In State v. Mauritz-Wells Co., 141 Tex. 634, 175 S.W.2d 238, 243 (1943), it was again held that where a special taxing statute provides its own method of assessment and collection, the general statutes are not applicable.
It was stipulated between the parties that United States Government bonds, municipal bonds and stock in Texas corporations are deductible. Appellant charges the City with inconsistency for the reason that though Art. 7163, V.A.C.S., permits deduction for corporate stock, there appears to be no authority under Art. 4.01 of the Insurance Code or any other statute permitting insurance companies to deduct municipal bonds.
In answer to the above charges the City points out that in City of Waco v. Texas Life Ins. Co., 248 S.W. 315, 318 (Tex. Comm'n App. 1923), the court held that United States bonds are not taxable — this in order to avoid a conflict with the statutes of the United States. The reason for such holding, according to the City, is that taxation of such bonds would interfere with the power of Congress to borrow money and might impair if not destroy the efficiency of that power to the detriment of the Federal Government. The City says that analogous reasons require that municipal bonds should not be taxable.

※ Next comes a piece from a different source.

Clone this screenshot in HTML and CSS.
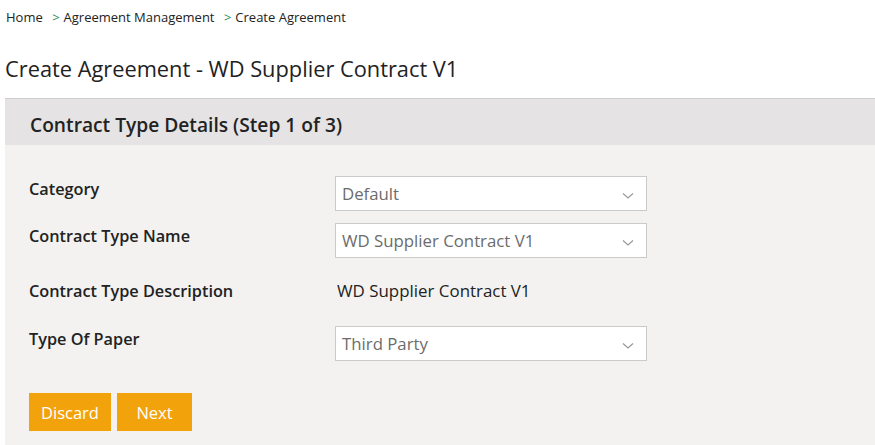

In 1969 Art. 4.01 of the Insurance Code was amended. The amended statute expressly provides that "all debts of every kind and character' may be deducted from the total valuation of the entire assets. Since this amendment went into effect after 1967 it is not applicable here. But the City argues that the Legislature in amending statutes acts with knowledge of all prior decisions on the subject matter under consideration, Gabbert v. City of Brownwood, 176 S.W.2d 344, 348 (Tex.Civ.App., Eastland 1943, writ ref'd); 53 Tex.Jur.2d 275. Therefore the Legislature by its amendment recognized that prior to the amendment of Art. 4.01 of the Insurance Code in 1969, the Code did not allow all debts to be deducted from its total valuation of assets.
Appellant's three points of error are overruled. The judgment of the trial court is affirmed.